Elpida Hadzi-Vasileva At Brighton And Hove's Fabrica

By Anna Jefferson | 30 July 2002
originally commissioned by Berwick Gymnasium Art Gallery the installation is a response to the decline of the fishing industry.

Left: originally commissioned by Berwick Gymnasium Art Gallery the installation is a response to the decline of the fishing industry. All pictures © 24 Hour Museum

Anna Jefferson found her sea legs and took a close-up look at Fabrica's installation.

You don't have to be seaworthy to catch a glimpse of Elpida Hadzi-Vasileva's installation, made entirely of fish skins and bones, currently showing at Fabrica in Brighton until September 1.

The installation is created from over one thousand salmon skins skilfully sewn together into a large circular shape and carefully suspended with fishing wire from the ceiling of the old church.

"The use of unmediated, natural everyday materials (trees, fir cones, watercress, butter, fish skins), materials which we take for granted, attempts to raise consciousness of it's balance and fragility, where light, darkness and moisture combine to regenerate and re-evolve," said Macedonian-born Hadzi-Vasileva.

the bare bones of the 'altar screen'.

Right: the bare bones of the 'altar screen'. © 24 Hour Museum

The exhibition, entitled 'epidermis', was originally commissioned by Berwick Gymnasium Art Gallery as a response to the decline of its local fishing industry, and has been re-framed and re-titled 're/sort' to highlight the connections with Brighton's own fishing past and present.

Fabrica Gallery was formally known as the Holy Trinity Chapel and Hadzi-Vasileva dexterously mimics the religious surroundings by constructing an intricate 'altar screen' of fish bones, re-creating biblical text from a recently painted mural in the chancel area of the building.

On entering the space it is apparent how sensitive the artist has been towards the contours of the building. The height of the tall church is emphasised through hundreds of lengths of geometrically arranged fishing wire holding the sculpture up. Shafts of light cascade through the upper floor windows down the wire, illuminating the salmon skins.

'Unto him that over cometh I will give to eat the hidden manna and a new name'

Left: 'Unto him that over cometh I will give to eat the hidden manna and a new name' © 24 Hour Museum

"Underlying all of my practice is an interest in exposing spaces which we normally do not encounter. This concern with space, including light, darkness, colour, texture and smell has produced a series of works that explore their symbolic nature and intimacy while also attempting to delineate the integral nature of their relationship," explained Hadzi-Vasileva.

Depending on how the observer's eyes are focused, the installation provides bounteous alternatives for viewing.
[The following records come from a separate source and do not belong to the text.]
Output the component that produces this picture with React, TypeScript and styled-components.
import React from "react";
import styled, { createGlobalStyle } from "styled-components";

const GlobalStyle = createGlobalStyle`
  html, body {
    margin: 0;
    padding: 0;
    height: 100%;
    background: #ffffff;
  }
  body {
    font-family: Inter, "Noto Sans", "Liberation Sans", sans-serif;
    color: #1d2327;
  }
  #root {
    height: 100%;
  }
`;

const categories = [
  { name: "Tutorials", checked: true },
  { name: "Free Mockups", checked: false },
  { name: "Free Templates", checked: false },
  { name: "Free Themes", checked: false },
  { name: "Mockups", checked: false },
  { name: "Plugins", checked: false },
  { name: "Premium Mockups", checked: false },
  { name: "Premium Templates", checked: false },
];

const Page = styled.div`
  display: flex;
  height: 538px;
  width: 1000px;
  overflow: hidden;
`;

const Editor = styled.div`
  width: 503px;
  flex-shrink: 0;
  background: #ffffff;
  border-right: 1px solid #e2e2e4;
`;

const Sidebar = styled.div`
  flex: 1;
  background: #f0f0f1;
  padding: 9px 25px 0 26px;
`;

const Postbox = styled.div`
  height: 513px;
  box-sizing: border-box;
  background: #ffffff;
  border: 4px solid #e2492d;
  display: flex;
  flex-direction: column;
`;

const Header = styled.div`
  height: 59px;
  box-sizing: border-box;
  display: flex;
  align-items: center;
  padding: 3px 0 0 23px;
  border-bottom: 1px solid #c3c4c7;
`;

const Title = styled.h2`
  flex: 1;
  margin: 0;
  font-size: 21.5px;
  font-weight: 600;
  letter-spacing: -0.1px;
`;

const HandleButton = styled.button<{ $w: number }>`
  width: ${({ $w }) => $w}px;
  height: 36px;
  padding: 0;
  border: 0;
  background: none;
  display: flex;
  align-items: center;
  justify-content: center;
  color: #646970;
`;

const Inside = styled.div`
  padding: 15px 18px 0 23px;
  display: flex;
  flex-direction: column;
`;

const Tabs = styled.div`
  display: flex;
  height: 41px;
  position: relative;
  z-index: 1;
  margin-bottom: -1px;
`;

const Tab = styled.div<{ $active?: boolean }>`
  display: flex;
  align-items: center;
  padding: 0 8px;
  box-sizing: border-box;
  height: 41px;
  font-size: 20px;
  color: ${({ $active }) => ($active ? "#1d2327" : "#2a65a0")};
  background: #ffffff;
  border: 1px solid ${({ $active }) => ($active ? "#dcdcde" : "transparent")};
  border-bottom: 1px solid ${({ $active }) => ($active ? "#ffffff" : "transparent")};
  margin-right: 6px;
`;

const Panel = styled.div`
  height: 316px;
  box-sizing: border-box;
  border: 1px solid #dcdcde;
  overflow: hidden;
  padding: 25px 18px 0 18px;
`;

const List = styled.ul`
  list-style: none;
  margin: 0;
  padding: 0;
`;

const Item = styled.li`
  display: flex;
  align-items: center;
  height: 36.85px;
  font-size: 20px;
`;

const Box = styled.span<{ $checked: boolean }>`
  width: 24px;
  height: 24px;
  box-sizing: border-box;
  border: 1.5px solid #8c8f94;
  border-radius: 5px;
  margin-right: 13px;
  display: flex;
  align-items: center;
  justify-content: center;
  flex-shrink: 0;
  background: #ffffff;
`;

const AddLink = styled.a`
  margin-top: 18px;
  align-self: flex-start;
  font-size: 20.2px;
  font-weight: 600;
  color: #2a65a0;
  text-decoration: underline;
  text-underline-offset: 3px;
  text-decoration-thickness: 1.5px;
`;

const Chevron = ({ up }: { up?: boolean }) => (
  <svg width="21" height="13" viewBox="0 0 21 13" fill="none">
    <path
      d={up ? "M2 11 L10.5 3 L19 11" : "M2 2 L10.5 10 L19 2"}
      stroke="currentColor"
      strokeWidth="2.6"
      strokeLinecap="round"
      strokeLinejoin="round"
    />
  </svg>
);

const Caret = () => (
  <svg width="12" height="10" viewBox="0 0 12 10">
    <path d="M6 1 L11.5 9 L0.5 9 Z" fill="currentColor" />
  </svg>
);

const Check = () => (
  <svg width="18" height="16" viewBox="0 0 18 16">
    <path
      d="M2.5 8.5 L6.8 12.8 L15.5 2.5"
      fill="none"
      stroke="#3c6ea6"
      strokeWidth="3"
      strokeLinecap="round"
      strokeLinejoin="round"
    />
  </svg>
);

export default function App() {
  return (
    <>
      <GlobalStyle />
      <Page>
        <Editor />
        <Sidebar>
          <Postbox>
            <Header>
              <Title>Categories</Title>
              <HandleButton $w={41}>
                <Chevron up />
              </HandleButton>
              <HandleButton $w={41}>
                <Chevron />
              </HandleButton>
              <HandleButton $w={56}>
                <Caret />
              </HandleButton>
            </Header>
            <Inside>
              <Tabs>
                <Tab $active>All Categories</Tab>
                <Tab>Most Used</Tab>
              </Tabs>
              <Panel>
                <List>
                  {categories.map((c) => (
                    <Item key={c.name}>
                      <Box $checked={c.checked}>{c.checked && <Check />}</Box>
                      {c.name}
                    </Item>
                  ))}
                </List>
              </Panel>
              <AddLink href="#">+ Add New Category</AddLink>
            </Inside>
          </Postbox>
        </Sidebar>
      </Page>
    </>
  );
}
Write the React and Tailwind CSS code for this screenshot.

The actual salmon structure, with all the skins' intricacies and imperfections looks as if it's floating, until your eyes are defocused to see the plethora of wires, creating a work of art in themselves.

The project took months of stomach-churning preparation, with Elpida scraping the insides out of each fish and pulling the flesh off the bones before even attempting to bind them together to create her work. Due to careful preservation using washing up liquid and salt, the dried fish are odourless, a great relief for all visitors with a weak stomach.

careful preservation with washing up liquid and salt, has made the dried fish odourless.

Right: careful preservation with washing up liquid and salt, has made the dried fish odourless. © 24 Hour Museum

Although the overall impact of the exhibition is impressive, making superb use of the space and using the actual building as stimulus to create the text, the tone is somewhat futile, without offering anything meatier (or fishier) for the spectator to think about.

It is visually stimulating, but I felt it lacked an emotional contribution. But that's just one person's opinion out of a sea of individuals; go see for yourself to make your own mind up.